Non è possibile quindi considerare tali importi come costi sostenuti a fronte di ricavi, dato che è evidente la mancanza di un rapporto di causa ed effetto tra l'esborso stesso ed i componenti positivi di reddito, o i maggiori ricavi, realizzati.

Un caso concreto - Che però un intervento normativo sia opportuno, lo dimostrano anche recenti casi giurisprudenziali. La CTR Toscana, con la sentenza n. 1565/4/18 del 13 Settembre 2018, ha infatti risolto un contenzioso proprio in tema di deducibilità dei costi da transazione civilistica su obbligazioni, laddove erano stati per l’appunto recuperati a tassazione costi “per perdite su prodotti strutturati”, dedotti a seguito di transazioni fatte dopo decisioni sfavorevoli dell'autorità giudiziaria.
La CTR, confermando la sentenza di primo grado, riteneva i recuperi illegittimi, evidenziando che si trattava di posizioni nelle quali la banca non poteva fare altro che cercare di limitare le perdite e che, come affermato anche dalla giurisprudenza della Suprema Corte, "la scelta imprenditoriale di transigere con un proprio cliente non rende indeducibile la perdita conseguente perché - come innanzi rilevato – il legislatore ha riguardo solo alla oggettività della perdita" (Cfr., Ord. Cass. 10256/2013 e sent. 23863/2007).

Conclusioni - In conclusione, se tali importi potessero essere dedotti, essi sarebbero a carico della collettività (compresi, per assurdo, gli stessi risparmiatori “traditi”), in termini di minor gettito fiscale.

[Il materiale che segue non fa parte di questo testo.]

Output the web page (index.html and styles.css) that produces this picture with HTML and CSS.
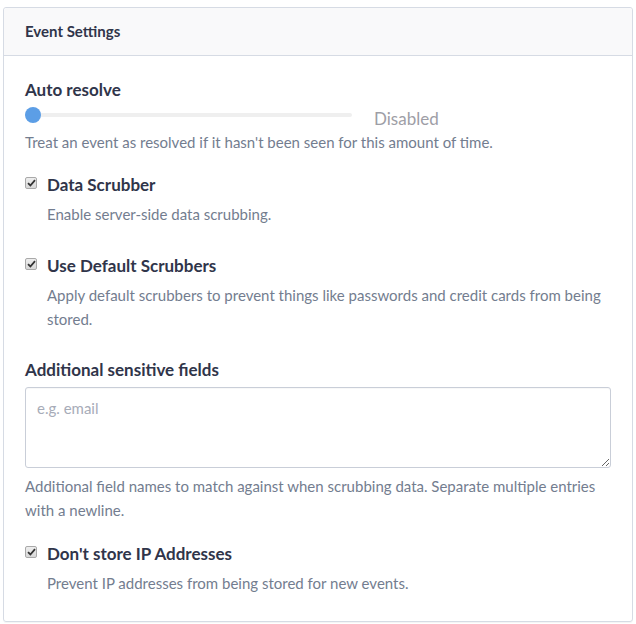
FILE: index.html
```html
<!DOCTYPE html>
<html>
<head>
<meta charset="utf-8">
<link rel="stylesheet" href="styles.css">
</head>
<body>
<div class="panel">
  <div class="panel-header">Event Settings</div>
  <div class="panel-body">
    <div class="field">
      <div class="label">Auto resolve</div>
      <div class="slider-row">
        <div class="slider"><div class="track"></div><div class="thumb"></div></div>
        <div class="slider-value">Disabled</div>
      </div>
      <div class="help">Treat an event as resolved if it hasn't been seen for this amount of time.</div>
    </div>

    <div class="check-field first">
      <div class="check-row">
        <span class="checkbox"><svg width="9" height="8" viewBox="0 0 9 8"><path d="M1 4.2 L3.4 6.5 L8 1.2" fill="none" stroke="#333" stroke-width="1.8"/></svg></span>
        <span class="check-label">Data Scrubber</span>
      </div>
      <div class="help indent">Enable server-side data scrubbing.</div>
    </div>

    <div class="check-field">
      <div class="check-row">
        <span class="checkbox"><svg width="9" height="8" viewBox="0 0 9 8"><path d="M1 4.2 L3.4 6.5 L8 1.2" fill="none" stroke="#333" stroke-width="1.8"/></svg></span>
        <span class="check-label">Use Default Scrubbers</span>
      </div>
      <div class="help indent">Apply default scrubbers to prevent things like passwords and credit cards from being stored.</div>
    </div>

    <div class="field textarea-field">
      <div class="label">Additional sensitive fields</div>
      <textarea class="textarea" placeholder="e.g. email"></textarea>
      <div class="help">Additional field names to match against when scrubbing data. Separate multiple entries with a newline.</div>
    </div>

    <div class="check-field last">
      <div class="check-row">
        <span class="checkbox"><svg width="9" height="8" viewBox="0 0 9 8"><path d="M1 4.2 L3.4 6.5 L8 1.2" fill="none" stroke="#333" stroke-width="1.8"/></svg></span>
        <span class="check-label">Don't store IP Addresses</span>
      </div>
      <div class="help indent">Prevent IP addresses from being stored for new events.</div>
    </div>
  </div>
</div>
</body>
</html>
```

FILE: styles.css
```css
* { box-sizing: border-box; }
html, body { margin: 0; padding: 0; background: #fff; }
body { font-family: Lato, "Open Sans", sans-serif; color: #353a4b; }

.panel {
  margin: 7px 3px 3px 3px;
  border: 1px solid #d6dbe4;
  border-radius: 3px;
  box-shadow: 0 1px 0 rgba(0,0,0,0.04);
}
.panel-header {
  height: 48px;
  background: #f9f9fa;
  border-bottom: 1px solid #d6dbe4;
  padding: 0 21px;
  font-size: 15px;
  font-weight: 700;
  line-height: 47px;
  color: #30354a;
  border-radius: 3px 3px 0 0;
}
.panel-body {
  padding: 23px 21px 26px 21px;
}
.label {
  font-size: 17px;
  font-weight: 700;
  line-height: 22px;
  color: #30354a;
}
.slider-row {
  display: flex;
  align-items: center;
  height: 24px;
  margin-top: 2px;
}
.slider {
  position: relative;
  width: 327px;
  height: 16px;
}
.track {
  position: absolute;
  left: 0; right: 0; top: 6px;
  height: 4px;
  background: #efefef;
  border-radius: 2px;
}
.thumb {
  position: absolute;
  left: 0; top: 0;
  width: 16px; height: 16px;
  border-radius: 50%;
  background: #5c9ee6;
}
.slider-value {
  margin-left: 22px;
  margin-top: 6px;
  font-size: 17px;
  color: #9e9ea6;
}
.help {
  font-size: 15px;
  line-height: 24px;
  color: #737d8f;
}
.field .help { margin-top: 3px; }
.indent { padding-left: 22px; }

.check-field { margin-top: 27px; }
.check-field.first { margin-top: 18px; }
.check-row {
  display: flex;
  align-items: center;
  height: 24px;
}
.checkbox {
  width: 12px;
  height: 12px;
  border: 1px solid #a9a9a9;
  border-radius: 2px;
  background: linear-gradient(#eee, #d8d8d8);
  display: flex;
  align-items: center;
  justify-content: center;
  margin-right: 10px;
  margin-top: -3px;
}
.check-label {
  font-size: 17px;
  font-weight: 700;
  color: #30354a;
}
.check-field .help { margin-top: 6px; }

.textarea-field { margin-top: 28px; }
.textarea {
  display: block;
  width: 100%;
  height: 81px;
  margin-top: 6px;
  border: 1px solid #c9ced8;
  border-radius: 3px;
  padding: 11px 11px;
  font-family: Lato, sans-serif;
  font-size: 15px;
  color: #30354a;
  resize: vertical;
  box-shadow: inset 0 1px 1px rgba(0,0,0,0.03);
}
.textarea::placeholder { color: #a7acb8; }
.textarea-field .help { margin-top: 6px; }
.check-field.last { margin-top: 19px; }
```
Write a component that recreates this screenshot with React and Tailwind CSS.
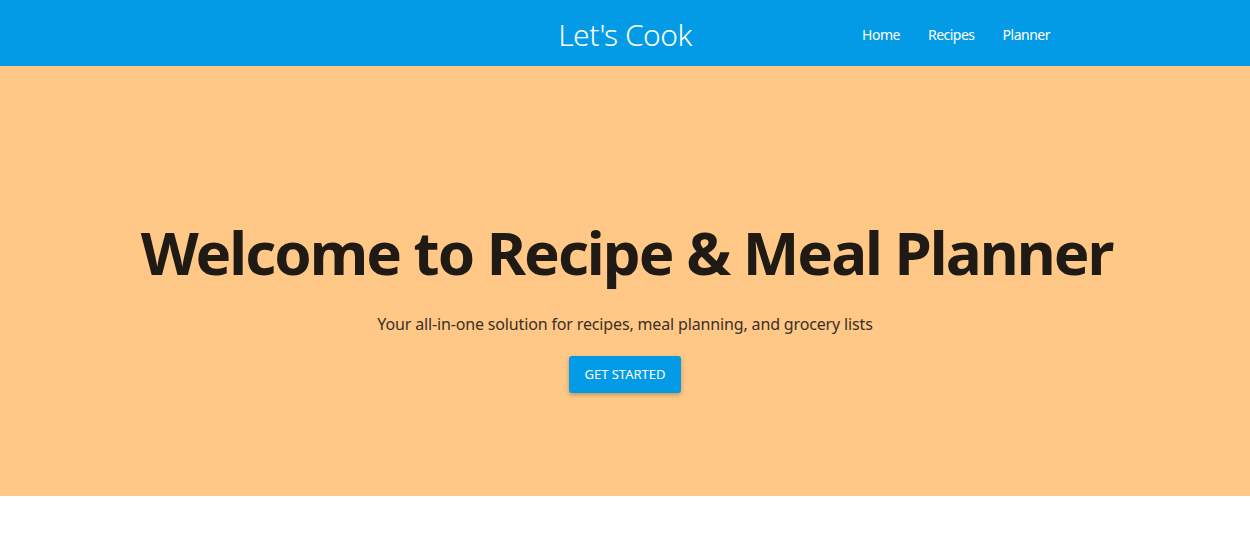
export default function App() {
  const font = { fontFamily: '"Noto Sans", "Open Sans", sans-serif' };
  return (
    <div className="min-h-[550px] bg-white" style={font}>
      <header className="h-[66px] bg-[#039be5] grid grid-cols-[1fr_auto_1fr] items-center text-white">
        <div />
        <div className="text-[30px] font-light tracking-[-0.5px] pt-[2px]">Let's Cook</div>
        <nav className="flex justify-end items-center gap-[28px] pr-[200px] pt-[3px] text-[14px] tracking-[-0.5px]">
          <a>Home</a>
          <a>Recipes</a>
          <a>Planner</a>
        </nav>
      </header>
      <section className="h-[430px] bg-[#ffc887] flex flex-col items-center pt-[146px]">
        <h1 className="text-[60px] leading-[80px] font-bold text-[#201a14] tracking-[-2px] pl-[3px]">Welcome to Recipe &amp; Meal Planner</h1>
        <p className="mt-[19px] text-[16px] leading-[26px] text-[#3a3026] tracking-[-0.15px]">Your all-in-one solution for recipes, meal planning, and grocery lists</p>
        <button className="mt-[19px] h-[37px] px-[15px] bg-[#039be5] text-white text-[13px] uppercase rounded-[3px] shadow-[0_2px_4px_rgba(0,0,0,0.25)]">Get Started</button>
      </section>
    </div>
  );
}
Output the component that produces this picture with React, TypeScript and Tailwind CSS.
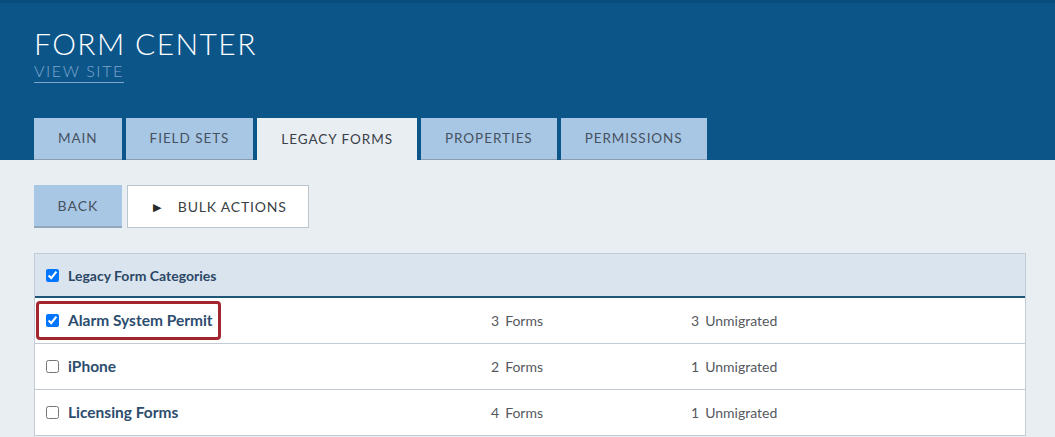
import React from "react";

const tabs = ["MAIN", "FIELD SETS", "LEGACY FORMS", "PROPERTIES", "PERMISSIONS"];

const rows = [
  { name: "Alarm System Permit", forms: 3, unmigrated: 3, checked: true, highlight: true },
  { name: "iPhone", forms: 2, unmigrated: 1, checked: false, highlight: false },
  { name: "Licensing Forms", forms: 4, unmigrated: 1, checked: false, highlight: false },
];

export default function App() {
  return (
    <div className="min-h-screen bg-[#e9eef3] font-['Lato','Open_Sans',sans-serif]">
      {/* Header */}
      <header className="flex h-[160px] flex-col border-t-[3px] border-[#0a4c7c] bg-[#0c5589] px-[34px] pt-[25px]">
        <h1 className="text-[30px] font-light leading-[30px] tracking-[1.4px] text-white">FORM CENTER</h1>
        <div className="mt-[1px]">
          <a className="inline-block border-b border-[#7ea6cd] pb-[3px] text-[16px] font-light leading-[16px] tracking-[1.6px] text-[#7ea6cd]">
            VIEW SITE
          </a>
        </div>
        <nav className="mt-auto flex gap-1">
          {tabs.map((t) => {
            const active = t === "LEGACY FORMS";
            return (
              <div
                key={t}
                className={
                  active
                    ? "flex h-[42px] items-center bg-[#e9eef3] px-6 text-[13.5px] tracking-[0.95px] text-[#3a4047]"
                    : "flex h-[42px] items-center border-b border-[#8a9eb3] bg-[#a8c7e5] px-6 text-[13.5px] tracking-[0.95px] text-[#46525f]"
                }
              >
                {t}
              </div>
            );
          })}
        </nav>
      </header>

      {/* Content */}
      <main className="px-[34px] pt-[25px]">
        <div className="flex gap-[5px]">
          <button className="h-[43px] w-[88px] border-b-2 border-[#91a7bd] bg-[#a8c7e5] text-[14px] tracking-[1px] text-[#46525f]">
            BACK
          </button>
          <button className="flex h-[43px] w-[182px] items-center border border-[#bcc5ce] bg-white pl-[25px] text-[14px] tracking-[0.8px] text-[#3a3f45]">
            <span className="mr-[16px] text-[11px] leading-none text-[#2b2b2b]">▶</span>
            BULK ACTIONS
          </button>
        </div>

        <div className="mt-[25px] w-[992px] border-x border-t border-[#c3ccd6] bg-white">
          <div className="flex h-[44px] items-center border-b-2 border-[#1d5677] bg-[#dae4ef] pl-[11px]">
            <input type="checkbox" defaultChecked className="h-[13px] w-[13px]" />
            <span className="ml-[9px] text-[14px] font-bold text-[#2b4765]">Legacy Form Categories</span>
          </div>
          {rows.map((r) => (
            <div
              key={r.name}
              className="grid h-[46px] grid-cols-[456px_200px_1fr] items-center border-b border-[#c3ccd6] text-[14px]"
            >
              <div className="pl-[11px]">
                <div className="relative inline-flex items-center">
                  <input type="checkbox" defaultChecked={r.checked} className="h-[13px] w-[13px]" />
                  <span className="ml-[9px] text-[15.5px] font-bold text-[#2c4d6e]">{r.name}</span>
                  {r.highlight && (
                    <span className="pointer-events-none absolute -top-[8px] -bottom-[8px] -left-[10px] -right-[8px] rounded-[4px] border-[3px] border-[#a3262e]" />
                  )}
                </div>
              </div>
              <div className="text-[#55595e]">
                <span className="mr-[6px]">{r.forms}</span>Forms
              </div>
              <div className="text-[#55595e]">
                <span className="mr-[6px]">{r.unmigrated}</span>Unmigrated
              </div>
            </div>
          ))}
        </div>
      </main>
    </div>
  );
}
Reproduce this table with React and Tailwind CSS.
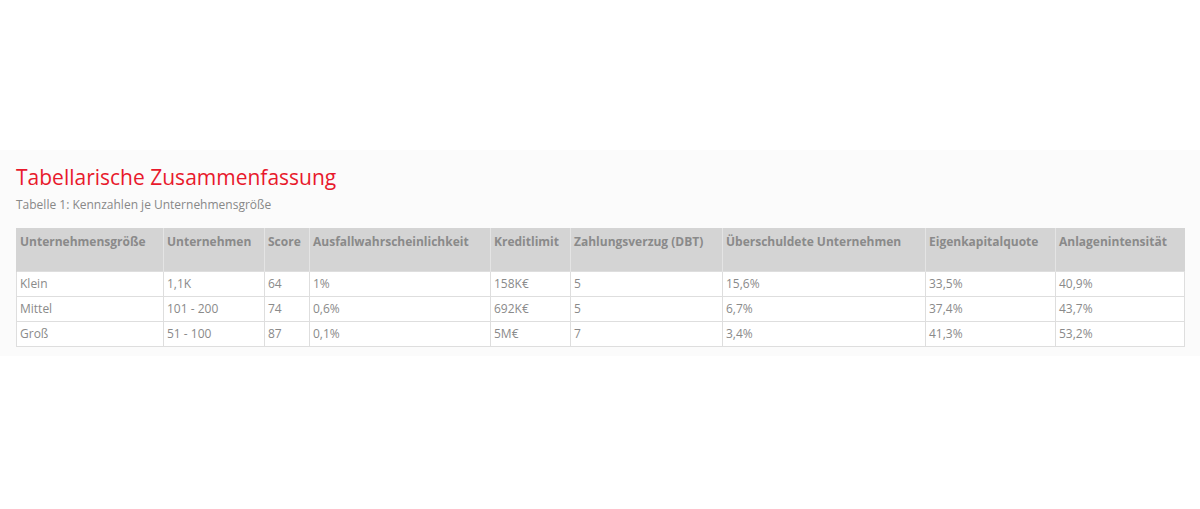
import React from 'react';

const cols = [
  { label: 'Unternehmensgröße', w: 'w-[147px]' },
  { label: 'Unternehmen', w: 'w-[101px]' },
  { label: 'Score', w: 'w-[45px]' },
  { label: 'Ausfallwahrscheinlichkeit', w: 'w-[181px]' },
  { label: 'Kreditlimit', w: 'w-[80px]' },
  { label: 'Zahlungsverzug (DBT)', w: 'w-[152px]' },
  { label: 'Überschuldete Unternehmen', w: 'w-[203px]' },
  { label: 'Eigenkapitalquote', w: 'w-[130px]' },
  { label: 'Anlagenintensität', w: 'w-[129px]' },
];

const rows = [
  ['Klein', '1,1K', '64', '1%', '158K€', '5', '15,6%', '33,5%', '40,9%'],
  ['Mittel', '101 - 200', '74', '0,6%', '692K€', '5', '6,7%', '37,4%', '43,7%'],
  ['Groß', '51 - 100', '87', '0,1%', '5M€', '7', '3,4%', '41,3%', '53,2%'],
];

const App = () => {
  return (
    <div className="w-[1200px] h-[509px] bg-white font-['Open_Sans',sans-serif] pt-[150px]">
      <div className="bg-[#fbfbfb] px-4 pt-[12px] pb-[9px]">
        <h2 className="text-[21px] leading-[30px] text-[#e8192c]">
          Tabellarische Zusammenfassung
        </h2>
        <p className="text-[12px] leading-[16px] text-[#888] mt-[5px]">
          Tabelle 1: Kennzahlen je Unternehmensgröße
        </p>

        <table className="table-fixed border-collapse w-[1168px] mt-[15px] text-[12px] text-[#8a8a8a] bg-white">
          <thead>
            <tr className="bg-[#d4d4d4] h-[43px]">
              {cols.map((c, i) => (
                <th
                  key={i}
                  className={`${c.w} align-top text-left font-bold px-[3px] pt-[5px] border-l border-[#e4e4e4] first:border-l-[#d4d4d4] whitespace-nowrap`}
                >
                  {c.label}
                </th>
              ))}
            </tr>
          </thead>
          <tbody>
            {rows.map((r, ri) => (
              <tr key={ri} className="h-[25px]">
                {r.map((v, ci) => (
                  <td key={ci} className="border border-[#dedede] px-[3px] align-middle">
                    {v}
                  </td>
                ))}
              </tr>
            ))}
          </tbody>
        </table>
      </div>
    </div>
  );
};

export default App;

E la fattispecie potrebbe riguardare comunque non solo questi casi limite, ma tutti i principali illeciti operati dalle banche (sui conti correnti, affidamenti, mutui e leasing) e le controversie che nascono con i clienti e che si chiudono con risarcimento e/o transazioni poi (illecitamente) dedotte dalle banche stesse, potendo valere quindi, viste le cifre in gioco, anche centinaia di milioni di Euro.
Visto che sembra che sia pratica piuttosto comune e visto che il solo modo per intercettarla è poi eventualmente in sede di accertamento, una norma interpretativa, che ne stabilisca espressamente il difetto di inerenza, potrebbe essere molto rilevante, oltre che giusta.